Intervention de Yannick Imbert

Réunion du 21 mars 2013 à 9h00
Mission d'information sur les immigrés âgés

Yannick Imbert, directeur général de l'Office français de l'immigration et de l'intégration, OFII :

Vous avez rappelé les missions essentielles de l'établissement dont j'ai la charge depuis seulement quatre mois. Au vu de ces missions, qu'il s'agisse de l'accueil ou de l'intégration, on pourrait considérer que l'OFII est directement concerné par le problème posé par les immigrés âgés. Mais nous n'accueillons les migrants que pendant les cinq premières années de leur séjour en France. Une telle limite ne s'applique pas, il est vrai, à notre action en faveur de l'insertion, mais il n'en demeure pas moins que le rôle de mon établissement est essentiellement de faire en sorte que les premières années du séjour d'un migrant en France se déroulent dans les meilleures conditions possibles, en favorisant l'apprentissage de la langue française, les formations civiques et citoyennes, la connaissance de nos institutions ou de tout ce qui relève, d'une manière générale, des valeurs, des moeurs et des modes de vie ou de comportement dans notre pays. Au-delà de l'honneur qui m'est fait de parler devant vous ce matin, on pourrait donc s'interroger sur la capacité de l'OFII à intervenir dans le champ de compétences de cette mission d'information.

Il est vrai que l'Office a failli être directement concerné, puisqu'aux termes des articles 58 et 59 de la loi DALO instituant « l'aide à la réinsertion familiale et sociale des anciens migrants dans leur pays d'origine » – ARFS –, l'ANAEM, devenue l'OFII, avait été chargée de verser cette allocation.

Comme M. Luc Derepas, le secrétaire général à l'immigration et à l'intégration, vous l'a rappelé lors d'une précédente audition, certains migrants, habitués à faire des allers et retours entre la France et leur pays d'origine, peuvent se voir contraints de respecter une durée minimale de résidence en France pour bénéficier de certaines allocations non contributives.

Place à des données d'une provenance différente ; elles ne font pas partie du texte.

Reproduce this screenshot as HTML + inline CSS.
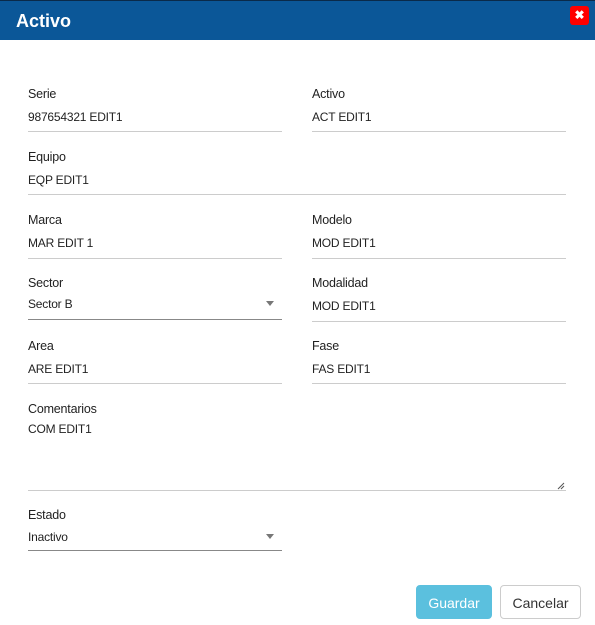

Pour résoudre en partie cette difficulté, le législateur a voulu créer un régime spécifique en instaurant une allocation différentielle destinée aux personnes justifiant d'un certain nombre d'années de résidence en France et remplissant certaines autres conditions, même si elles résident majoritairement à l'étranger.

L'élaboration des décrets d'application de cette loi a cependant rencontré des difficultés juridiques liées au droit communautaire. Un règlement européen récemment modifié exige en effet de prendre en compte, pour le versement de certaines prestations non contributives, le temps passé dans l'ensemble des États membres de l'Union européenne. Attribuer l'allocation au titre d'une certaine durée passée en France supposerait donc d'ouvrir aussi ce droit pour une durée cumulée identique passée dans l'ensemble des pays de l'Union européenne, ce qui élargirait considérablement le nombre des bénéficiaires et aurait un impact budgétaire très important. Cet obstacle a retardé la mise en place d'un dispositif conçu initialement pour éviter de contraindre des personnes vivant majoritairement à l'étranger à demeurer en France uniquement pour pouvoir bénéficier de certains droits sociaux.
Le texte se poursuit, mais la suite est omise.